El dato de que el mayor incremento se registra en el hemisferio norte es entendible porque en esas regiones se concentra la mayor superficie terrestre del planeta. Pero además es la zona donde están ubicados los países más desarrollados, que son los máximos responsables de este dramático deterioro registrado desde la revolución industrial en las condiciones generales de la esfera que habita el hombre.
Son ellos, por lo tanto, la parte esencial del problema y, al mismo tiempo, tendrían que serlo de la solución. Sin embargo allí es donde se concentran las principales resistencias a generar el marco adecuado para ponerle fin a un modo de explotación del medio ambiente que a corto plazo –y ya se ven algunas de sus consecuencias– resulta suicida para cualquier especie viva tal como la conocemos.
El Protocolo de Kioto, de 1997, establecía la reducción de las «emisiones antropogénicas agregadas, expresadas en dióxido de carbono equivalente, de los gases de efecto invernadero» a no menos del 5% de las de 1990 en un período de 15 años, esto es, hasta 2012. Pero el compromiso, el primero de significación desde que se conocieron las consecuencias del cambio climático, no fue firmado por todas las naciones.
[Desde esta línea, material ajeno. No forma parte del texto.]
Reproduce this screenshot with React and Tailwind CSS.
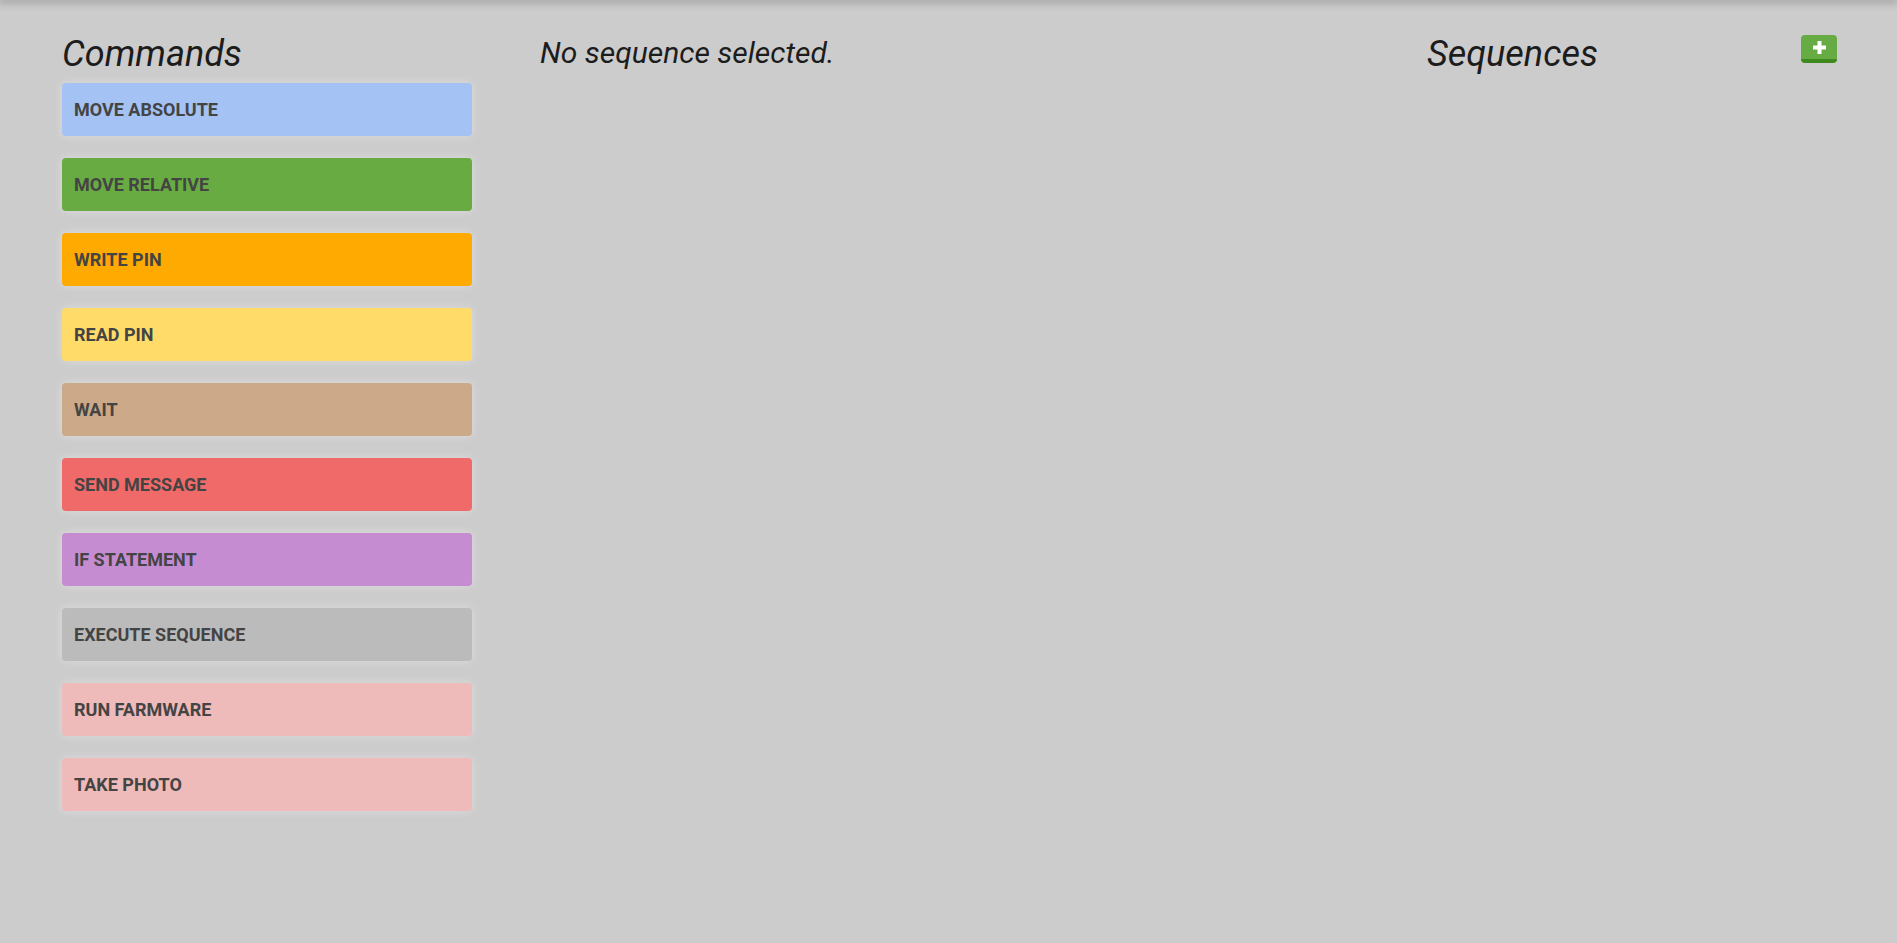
import React from 'react';

const commands = [
  { label: 'MOVE ABSOLUTE', color: 'bg-[#a4c2f4]' },
  { label: 'MOVE RELATIVE', color: 'bg-[#68ab42]' },
  { label: 'WRITE PIN', color: 'bg-[#ffaa00]' },
  { label: 'READ PIN', color: 'bg-[#ffdc69]' },
  { label: 'WAIT', color: 'bg-[#cca988]' },
  { label: 'SEND MESSAGE', color: 'bg-[#f06a6a]' },
  { label: 'IF STATEMENT', color: 'bg-[#c58cd1]' },
  { label: 'EXECUTE SEQUENCE', color: 'bg-[#bbbbbb]' },
  { label: 'RUN FARMWARE', color: 'bg-[#efbaba]' },
  { label: 'TAKE PHOTO', color: 'bg-[#efbaba]' },
];

const CommandButton = ({ label, color }) => (
  <div
    className={`h-[53px] rounded-[4px] ${color} flex items-center pl-[12px] shadow-[0_0_10px_rgba(255,255,255,0.35)] cursor-pointer`}
  >
    <span className="text-[18px] font-bold text-[#444444] leading-none">{label}</span>
  </div>
);

export default function App() {
  return (
    <div
      className="relative min-h-[943px] bg-[#cccccc] overflow-hidden"
      style={{ fontFamily: 'Roboto, "Liberation Sans", sans-serif' }}
    >
      {/* top bar shadow */}
      <div className="absolute top-0 left-0 right-0 h-0 shadow-[0_0_8px_2px_rgba(0,0,0,0.35)]" />

      <div className="flex pl-[62px] pr-[60px] pt-[33px]">
        {/* Commands */}
        <div className="w-[410px] shrink-0">
          <h3 className="text-[36px] leading-[42px] italic font-normal text-[#1c1c1c] mb-[8px]">Commands</h3>
          <div className="flex flex-col gap-[22px]">
            {commands.map(c => (
              <CommandButton key={c.label} {...c} />
            ))}
          </div>
        </div>

        {/* Editor */}
        <div className="flex-1 pl-[68px] pt-[2px]">
          <h3 className="text-[30px] leading-[36px] italic font-normal text-[#1c1c1c]">No sequence selected.</h3>
        </div>

        {/* Sequences */}
        <div className="w-[410px] shrink-0 flex items-start justify-between">
          <h3 className="text-[36px] leading-[42px] italic font-normal text-[#1c1c1c]">Sequences</h3>
          <button className="mt-[2px] w-[36px] h-[28px] rounded-[4px] bg-[#66ab44] border-b-[4px] border-[#3e8a1e] flex items-center justify-center">
            <svg width="13" height="13" viewBox="0 0 13 13">
              <rect x="4.5" y="0" width="4" height="13" fill="#ffffff" />
              <rect x="0" y="4.5" width="13" height="4" fill="#ffffff" />
            </svg>
          </button>
        </div>
      </div>
    </div>
  );
}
Algunos gobiernos se tomaron su tiempo para analizar las consecuencias en torno a su propio desarrollo. Porque para algunos emergentes había una trampa en pretender reducir emisiones cuando intentaban crecer como potencias económicas. Además, estaba el debate de quién y cómo debería pagar los costos de la conversión industrial.
Poco a poco casi todos se fueron sumando a la propuesta y aceptaron las condiciones establecidas en el documento, pero siguen reacios Kazajistán, Croacia, Australia y el principal contaminante del globo terráqueo, Estados Unidos. Las autoridades estadounidenses –y en ese sentido George W. Bush también fue un «cruzado»– tampoco querían ponerle coto a su propia industria ni aumentar sus costos internos cuando intentaban recuperar competitividad en relación con Japón, Alemania, Corea del Sur y China.
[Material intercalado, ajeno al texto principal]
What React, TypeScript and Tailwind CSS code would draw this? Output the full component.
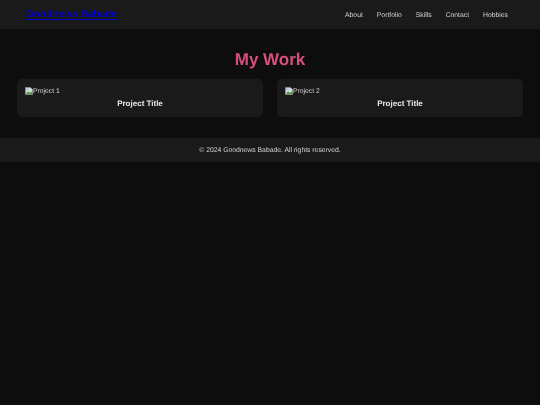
const NAV_LINKS = ["About", "Portfolio", "Skills", "Contact", "Hobbies"];
const PROJECTS = ["Project 1", "Project 2"];

function BrokenImageIcon() {
  return (
    <svg className="h-2 w-2 shrink-0" viewBox="0 0 8 8">
      <path d="M0.5 0.5H5.5L7.5 2.5V7.5H0.5Z" fill="#d8d8d8" stroke="#a0a0a0" strokeWidth="0.5" />
      <path d="M0.8 7.2L3 4.2L4.6 5.8L7.2 4.6V7.2Z" fill="#4f9a4a" />
      <path d="M1.2 1.2H3.6V3.2H1.2Z" fill="#a9c4ea" />
    </svg>
  );
}

function ProjectCard({ name }: { name: string }) {
  return (
    <div className="rounded-[5px] bg-[#1a1a1a] px-2 pb-[6px] pt-2">
      <div className="flex h-[8px] items-center text-[6.8px] leading-[8px] text-[#d4d4d4]">
        <BrokenImageIcon />
        <span className="pt-px">{name}</span>
      </div>
      <h3 className="mt-[2px] text-center text-[8px] font-bold leading-[14px] text-[#e8e8e8]">Project Title</h3>
    </div>
  );
}

export default function App() {
  return (
    <div className="min-h-[405px] bg-[#0d0d0d] font-['Liberation_Sans',Arial,sans-serif] text-[#e0e0e0] [text-rendering:geometricPrecision] will-change-transform">
      <header className="flex h-[29px] items-center justify-between bg-[#1a1a1a] pl-[26px] pr-8 pt-px">
        <a href="#" className="text-[10.1px] font-bold leading-[12px] text-[#0000c8] underline decoration-1 underline-offset-2">
          Goodnews Babade
        </a>
        <nav className="flex gap-[14px] pt-[2px] text-[6.8px]">
          {NAV_LINKS.map((link) => (
            <a key={link} href="#" className="text-[#d4d4d4]">
              {link}
            </a>
          ))}
        </nav>
      </header>

      <main className="px-[17px] pb-[21px] pt-[20px]">
        <h2 className="text-center text-[17px] font-bold leading-[21px] text-[#d94f7c]">My Work</h2>
        <div className="mt-[9px] grid grid-cols-2 gap-[14px]">
          {PROJECTS.map((name) => (
            <ProjectCard key={name} name={name} />
          ))}
        </div>
      </main>

      <footer className="flex h-[24px] items-center justify-center bg-[#1a1a1a] pt-[3px] text-[6.8px] text-[#d4d4d4]">
        © 2024 Goodnews Babade. All rights reserved.
      </footer>
    </div>
  );
}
Pero hay otra razón de peso: existe un fuerte lobby ideológico negacionista, ligado con grupos extremos principalmente del ultraconservador Tea Party, y de corporaciones económicas, que consideran a toda regulación estatal –y el control ambiental lo es– como una intromisión en las libertades individuales. Los hay también que inscriben a las advertencias contra el cambio climático como operaciones de grupos antiestadounidenses.
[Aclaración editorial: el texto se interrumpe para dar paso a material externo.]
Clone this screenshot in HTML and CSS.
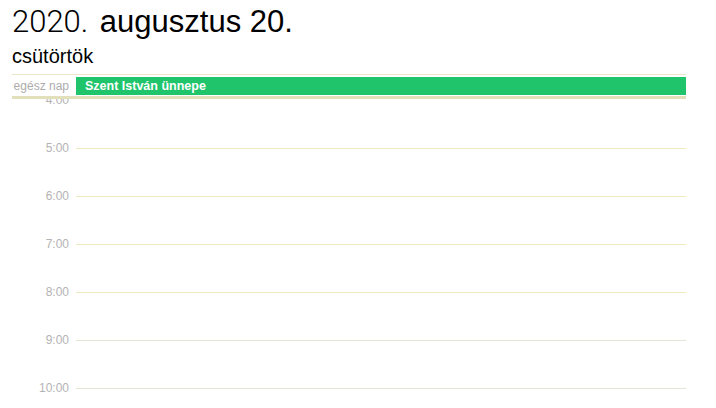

Las evidencias en torno al daño a la capa de ozono y el aumento en la temperatura de los océanos son incontrastables. Y no es una cuestión que pueda inscribirse como un asunto interno de cada país. Sería como someterse al riesgo de un cáncer pulmonar por permitir que un fumador empedernido acabe con un cigarrillo detrás de otro en el mismo recinto.
El presidente de EE.UU., Barack Obama, prometió poner a su país en consonancia con el resto del mundo y firmó un convenio con 81 empresas multinacionales para la reducción de emisiones. No logró que se sumaran las petroleras, pero es un avance.
El desafío de la Conferencia del Cambio Climático de París, la COP21, será que todos los países, sin excepciones, cumplan con los acuerdos climáticos y, siguiendo la metáfora, vayan dejando el cigarrillo. En la Tierra no hay espacio para un salón de fumadores.